Although the scripts have been heavily commented, I present a block of algorithm to make the function easier to understand.
Function RenderTree
Loop through all sibling nodes
If current node is a text node
Print node's value
If current node is a comment node
Print node's value with its opening & closing tags
If current node is anything else
Print node's opening tag
If current node has any attributes
Loop through all attributes
Print attribute's name and value
End Loop
If current node has any child nodes
Call this function recursively
Print node's closing tag
End of Loop
End of Function
There is a RenderHTMLSpace
function, which does a simple task of returning a number of
or 'space' in HTML. Back to classic VB programming, there was a string function that does the same thing. But I could not find similar function in .NET. Anyone could help?
Displaying the Result
The script displays a table with three columns: node, value/descendant, and attributes.
- The node column could contains elements, attributes or both. Elements are indicated with
<>
sign, attributes with=
sign, comments with<!>
sign, and text withAbc
sign. - The value/descendant column contains node value or any descendants of the current node.
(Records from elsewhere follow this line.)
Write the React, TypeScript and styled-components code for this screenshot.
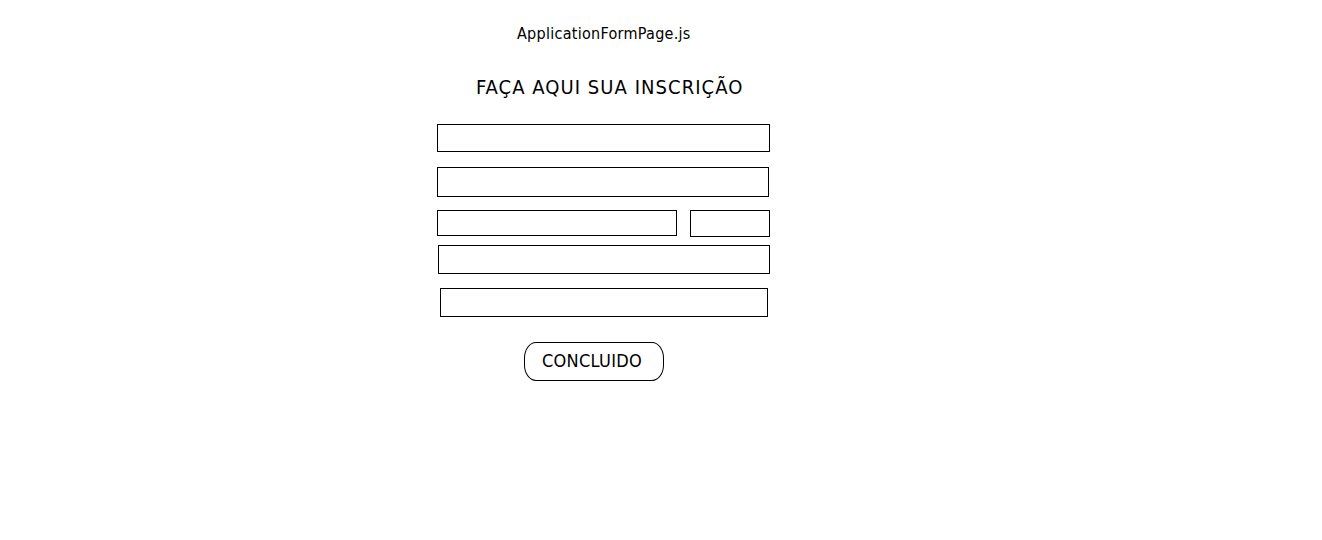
import React from "react";
import styled, { createGlobalStyle } from "styled-components";

const Global = createGlobalStyle`
  html, body { margin: 0; padding: 0; background: #fff; }
  body { font-family: "DejaVu Sans Condensed", "DejaVu Sans", sans-serif; color: #000; }
`;

const Page = styled.div`
  width: 1322px;
  height: 540px;
  background: #fff;
  padding: 23px 0 0 437px;
  box-sizing: border-box;
  display: flex;
  flex-direction: column;
  align-items: flex-start;
`;

const FileName = styled.div`
  margin-left: 80px;
  font-size: 16px;
  line-height: 22px;
  letter-spacing: 0.28px;
`;

const Title = styled.h1`
  margin: 30px 0 0 39px;
  font-size: 20px;
  font-weight: normal;
  line-height: 24px;
  letter-spacing: 1.05px;
`;

const Field = styled.div<{ $w: number; $h: number; $top: number; $left?: number }>`
  box-sizing: border-box;
  width: ${(p) => p.$w}px;
  height: ${(p) => p.$h}px;
  margin-top: ${(p) => p.$top}px;
  margin-left: ${(p) => p.$left ?? 0}px;
  border: 1px solid #000;
  background: #fff;
`;

const Row = styled.div<{ $top: number }>`
  display: flex;
  align-items: flex-start;
  gap: 13px;
  margin-top: ${(p) => p.$top}px;
`;

const Button = styled.button`
  box-sizing: border-box;
  margin: 25px 0 0 87px;
  width: 140px;
  height: 39px;
  border: 1px solid #000;
  border-radius: 12px / 16px;
  background: #fff;
  font-family: inherit;
  font-size: 18px;
  letter-spacing: 0.3px;
  color: #000;
  padding: 0 4px 2px 0;
  text-align: center;
`;

export default function App() {
  return (
    <>
      <Global />
      <Page>
        <FileName>ApplicationFormPage.js</FileName>
        <Title>FAÇA AQUI SUA INSCRIÇÃO</Title>
        <Field $w={333} $h={28} $top={25} />
        <Field $w={332} $h={30} $top={15} />
        <Row $top={13}>
          <Field $w={240} $h={26} $top={0} />
          <Field $w={80} $h={27} $top={0} />
        </Row>
        <Field $w={332} $h={29} $top={8} $left={1} />
        <Field $w={328} $h={29} $top={14} $left={3} />
        <Button>CONCLUIDO</Button>
      </Page>
    </>
  );
}
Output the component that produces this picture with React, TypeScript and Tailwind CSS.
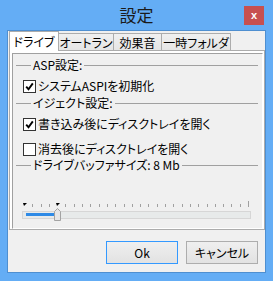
import React from 'react';

const FONT = {
  fontFamily: '"Noto Sans CJK JP", "Liberation Sans", sans-serif',
  fontFeatureSettings: '"palt"',
};

function Separator({ label }: { label: string }) {
  return (
    <div className="flex items-center h-[14px]">
      <div className="w-[15px] h-px bg-[#a0a0a0]" />
      <span className="mx-[2px] text-[12px] leading-[14px] text-black whitespace-nowrap">{label}</span>
      <div className="flex-1 h-px bg-[#a0a0a0]" />
    </div>
  );
}

function CheckRow({ label, checked }: { label: string; checked: boolean }) {
  return (
    <div className="flex items-center h-[16px] pl-[7px] gap-[2px]">
      <span className="w-[13px] h-[13px] border border-[#333333] bg-white flex items-center justify-center">
        {checked && (
          <svg width="9" height="9" viewBox="0 0 9 9">
            <path d="M1.2 4.6 L3.5 7.2 L7.8 1.4" fill="none" stroke="#000" strokeWidth="1.9" />
          </svg>
        )}
      </span>
      <span className="text-[12px] leading-[14px] text-black whitespace-nowrap">{label}</span>
    </div>
  );
}

function Ticks() {
  const step = 224 / 27;
  const ticks = Array.from({ length: 28 }, (_, i) => 2 + Math.round(i * step));
  return (
    <svg width="229" height="8" viewBox="0 0 229 8">
      {ticks.map((x, i) => {
        if (i === 0 || i === 4) {
          return <path key={i} d={`M${x - 1} 3 h4 l-3 3 z`} fill="#000" />;
        }
        if (i === 27) {
          return <rect key={i} x={x} y={1} width={1} height={6} fill="#a0a0a0" />;
        }
        return <rect key={i} x={x} y={4} width={1} height={3} fill="#a0a0a0" />;
      })}
    </svg>
  );
}

function Slider() {
  return (
    <div className="ml-[6px] mt-[28px] w-[229px]">
      <Ticks />
      <div className="relative mt-[3px] h-[8px] border border-[#d6d6d6] bg-[#e7eaea]">
        <div className="absolute left-[3px] top-[1px] w-[28px] h-[3px] bg-[#2e8ae6]" />
        <svg className="absolute left-[31px] top-[-4px]" width="8" height="13" viewBox="0 0 8 13">
          <path d="M0.5 3.5 L3.5 0.5 L6.5 3.5 L6.5 12.5 L0.5 12.5 Z" fill="#e6e6e6" stroke="#a3a3a3" />
        </svg>
      </div>
    </div>
  );
}

export default function App() {
  const tabs = ['オートラン', '効果音', '一時フォルダ'];
  const tabWidths = ['w-[56px]', 'w-[49px]', 'w-[70px]'];

  return (
    <div className="w-[273px] h-[281px] bg-[#64adf5] flex flex-col select-none" style={FONT}>
      {/* Title bar */}
      <div className="relative h-[30px] flex items-center justify-center">
        <span className="text-[17px] leading-[20px] text-[#1b1b1b]">設定</span>
        <div className="absolute right-[9px] top-[6px] w-[20px] h-[19px] bg-[#c75050] flex items-center justify-center">
          <span className="text-white text-[11px] font-bold leading-none" style={{ fontFamily: '"Liberation Sans", sans-serif' }}>x</span>
        </div>
      </div>

      {/* Client area */}
      <div className="flex-1 mx-[7px] mb-[8px] border border-[#4f8fd0] bg-[#f0f0f0] flex flex-col">
        {/* Tabs */}
        <div className="flex items-end h-[19px] pl-[1px]">
          <div className="relative z-10 w-[50px] h-[20px] -mb-px bg-white border border-b-0 border-[#acacac] flex items-center justify-center text-[12px] text-black whitespace-nowrap">
            ドライブ
          </div>
          {tabs.map((t, i) => (
            <div
              key={t}
              className={`${tabWidths[i]} h-[17px] -ml-px bg-gradient-to-b from-[#f0f0f0] to-[#e5e5e5] border border-b-0 border-[#acacac] flex items-center justify-center text-[12px] leading-[15px] text-black whitespace-nowrap`}
            >
              {t}
            </div>
          ))}
        </div>

        {/* Tab panel */}
        <div className="ml-[1px] w-[256px] h-[180px] border border-[#acacac] bg-white pl-[2px] pt-[2px] pr-[1px] flex">
          <div className="flex-1 border border-t-[#a0a0a0] border-l-[#a0a0a0] border-b-white border-r-white bg-[#f0f0f0] pl-[3px] pr-[4px] flex flex-col">
            <div className="mt-[4px]">
              <Separator label="ASP設定:" />
            </div>
            <div className="mt-[6px]">
              <CheckRow label="システムASPIを初期化" checked />
            </div>
            <div className="mt-[2px]">
              <Separator label="イジェクト設定:" />
            </div>
            <div className="mt-[6px]">
              <CheckRow label="書き込み後にディスクトレイを開く" checked />
            </div>
            <div className="mt-[9px]">
              <CheckRow label="消去後にディスクトレイを開く" checked={false} />
            </div>
            <div className="mt-[1px]">
              <Separator label="ドライブバッファサイズ: 8 Mb" />
            </div>
            <Slider />
          </div>
        </div>

        {/* Buttons */}
        <div className="mt-[11px] flex justify-end gap-[8px] pr-[7px]">
          <button className="w-[72px] h-[23px] border border-[#3399ff] bg-gradient-to-b from-[#efefef] to-[#e2e2e2] text-[12px] text-black">
            Ok
          </button>
          <button className="w-[72px] h-[23px] border border-[#adadad] bg-gradient-to-b from-[#efefef] to-[#e2e2e2] text-[12px] text-black">
            キャンセル
          </button>
        </div>
      </div>
    </div>
  );
}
- The attributes columns contains a list of attributes if the corresponding node is an element and has attributes. If the node is an attribute, this column is not available, as indicated by
n/a
sign.
All results are stored temporarily in a DataTable
object with three String
-typed columns. Each node is stored as a row in the DataTable
. The result table is rendered using Repeater
control by data-binding the Repeater
with a DataTable
object.
Conclusions
This article presents a script to analyze XPath query against an XML document. The scripts uses XPathDocument
, XPathNavigator
, and XPathNodeIterator
classes intensively. The XPathDocument
is a resource-efficient XML reader optimized for XPath query. Navigation through the XML is handled by a cursor-like mechanism using XPathNavigator
object. The XPathNavigator
object could also execute XPath query and return the resultant node set as XPathNodeIterator
, a special object used to iterate through the node set.